Why Narcissistic Abuse Victims Take So Long to Name What Happened in a Relationship
The relationship didn't feel like a crime while you were inside it
The clearest sign that something was wrong was how normal it felt. Not peaceful, not kind, but normal. You had adjusted to the unpredictability so completely that his moods became your weather forecast. You read the room before you spoke. You softened your sentences. You apologised for things that hadn't happened yet. None of that registered as abuse because abuse, in the way you'd always imagined it, was loud. This was quiet. This was him saying you were too sensitive, and you believing him, because by then you had been told it so many times that it had become the story you told yourself.

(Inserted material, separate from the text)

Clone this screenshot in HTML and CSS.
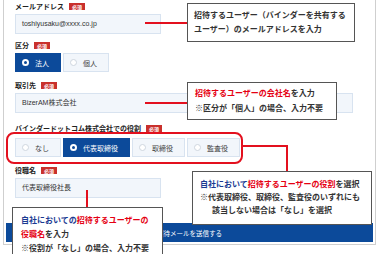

The word narcissistic didn't come to you then. It came later, in pieces, usually at 2am, reading something that was meant for someone else and recognising yourself in every line.
Gaslighting doesn't feel like a lie, it feels like your own confusion
Gaslighting works because it uses your own mind against you. He didn't need to shout. He only needed to consistently present a version of events that made you the unreliable one, and wait for you to capitulate. You did, because you loved him, and because the alternative, that he was doing this deliberately, was too large and too terrible to hold. So you held the smaller, more manageable idea: that you were the problem. That you remembered wrong. That you were, as he said, making things up.
This is why victims of narcissistic manipulation often cannot name what happened to them even years after the relationship has ended. The gaslighting didn't just distort individual memories. It restructured the way you processed reality. You stopped trusting your own perceptions. And when you stop trusting your perceptions, you cannot build a coherent account of what was done to you. You have fragments. You have feelings with no names. You have a persistent sense that something was wrong, but every time you try to say it plainly, his voice comes in and tells you you're exaggerating.
The silence after is not peace
When the relationship ended, whether he left or you finally did, you expected relief. Sometimes there was a flicker of it. But mostly there was silence, and the silence was its own kind of weight. You had spent so long managing him that you didn't know what to do with a day that didn't require it. The hypervigilance didn't switch off. You kept bracing for impact even when there was nothing coming.
Indian women carry an additional layer here that is rarely spoken about plainly. The family pressure to preserve the relationship, the social shame of a marriage or long partnership ending, the aunts who ask what you did wrong, these aren't peripheral. They become part of the architecture of the silence. They give you more reasons to doubt your own account. If everyone around you is asking what you could have done differently, it is very hard to sit with the answer that the answer was nothing. That the relationship was the problem, not your handling of it.
Why naming it takes as long as it does
The word abuse carries weight. Saying it about your own relationship means saying it about yourself, that you were a victim, that you stayed, that you didn't see it. For many women, that accounting is harder than anything he actually did. The healing doesn't begin with naming. Often it begins with a much quieter admission: that you were not crazy. That the thing you felt was real. That your identity did not dissolve on its own; something dissolved it.
Psychologist Judith Herman, in her work on trauma and recovery, wrote that the ordinary response to atrocities is to banish them from consciousness. The mind protects itself. This is why you can have left a narcissistic relationship and still find yourself defending him to people who ask why you stayed. The defence is not about him. It is about protecting yourself from the full weight of what you are starting to understand.
Naming takes long because it requires you to revise every memory you have of the relationship. Every moment you thought was your fault. Every apology you gave. Every time you shrank. You have to go back through all of it and understand it differently, and that is not a single afternoon's work. It is months. Sometimes years. And it happens in a non-linear way, forward into clarity, then back into doubt, then forward again.
Recovery is not a return to who you were
The version of you that existed before the relationship is not waiting on the other side of the healing. That is one of the harder truths. The relationship changed you, and some of those changes are permanent. What recovery actually looks like is not restoration. It is the slow, unglamorous work of building a self that can trust its own perceptions again. Of learning to finish a sentence without waiting to see how it lands. Of saying something happened to you and not immediately offering seventeen qualifications.
The silence lifts in increments. One day you tell a friend the full story, without softening it. One day you stop apologising for bringing it up. One day you use the word, abuse, manipulation, narcissistic, and it doesn't feel like an accusation you have to defend. It feels accurate. That accuracy, arriving that late, is its own kind of arrival.
The delay in naming was not weakness and it was not denial. The relationship had methodically removed every tool you would have needed to name it sooner. The naming comes when enough of those tools have been rebuilt, one recovered perception at a time.